Security is the red-headed stepchild of the web-service world. Sure, there's WS-Security, which may be useful if you're using SOAP in server-server communication. But most services, in particular, browser-accessed services, rely on the security mechanisms provided by HTTP and HTTPS. If you want authentication, you use a 401 response and expect the requester to provide credentials in subsequent requests. If you're paranoid, you use a client certificate.
The wishlist service doesn't quite fit into this model. There's a clear need for some form of authorization and control, if only to protect the service from script kiddies with too much time on their hands. Yet authentication has to be transparent for usability: we don't want to pop up login dialogs, particularly if the customer has already logged in to their eCommerce account.

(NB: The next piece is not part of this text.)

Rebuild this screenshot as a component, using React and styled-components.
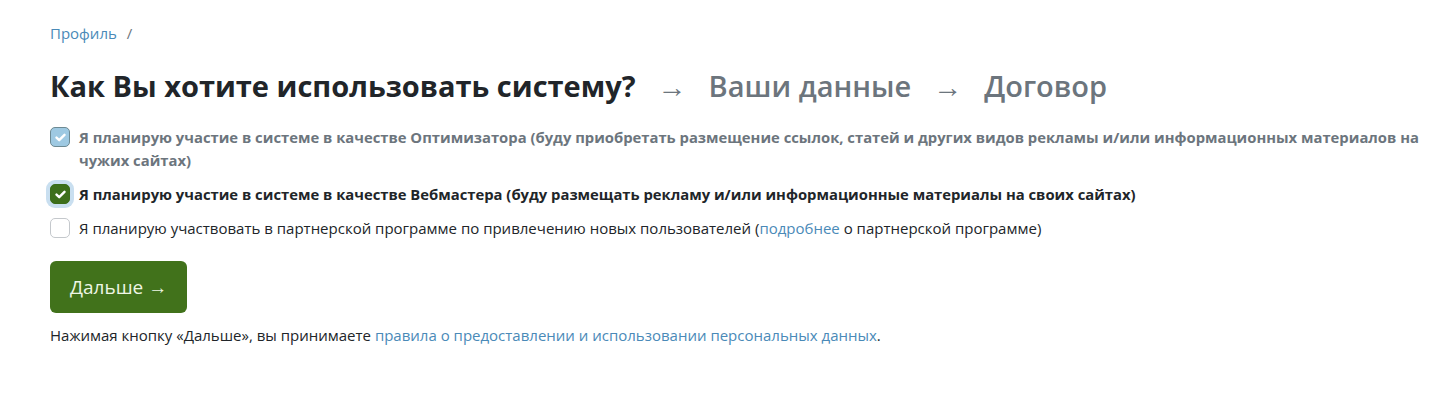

Perhaps the biggest constraint on any security mechanism is that requests will come from a browser. This means that the service can't expect the requester to provide any secret information, because anybody can view the page or script (I'm amazed by just how many web services require a “secret key” in their URL). If a page needs to provide secret information, that information must be encrypted before it is delivered to the user.
And secret information is required, because there are different levels of authorization: some people can update a list, others can only read it. The solution that I chose is to encrypt the wishlist key and user's authorization level, and pass that to the service as a URL parameter. This does represent another departure from pure REST, in that there may be multiple URLs that refer to the same underlying resource, but it seems the most reasonable compromise.
It also has the limitation that anybody who has a URL has the access defined by that URL. In some web services, this would be a problem. In the case of the wishlist service, it's mitigated by several factors.
First among these is that the value of this data just isn't that high. Sure, if you plan to be nominated for the Supreme Court, you probably don't want to keep a wishlist of X-rated videos. But for most people, a wishlist of clothing just isn't that important (and an opt-in warning can scare away those who feel differently). A related factor is that, in normal usage, people won't be handing out these URLs — at least, not URLs that can make changes. There's simply no reason to do so.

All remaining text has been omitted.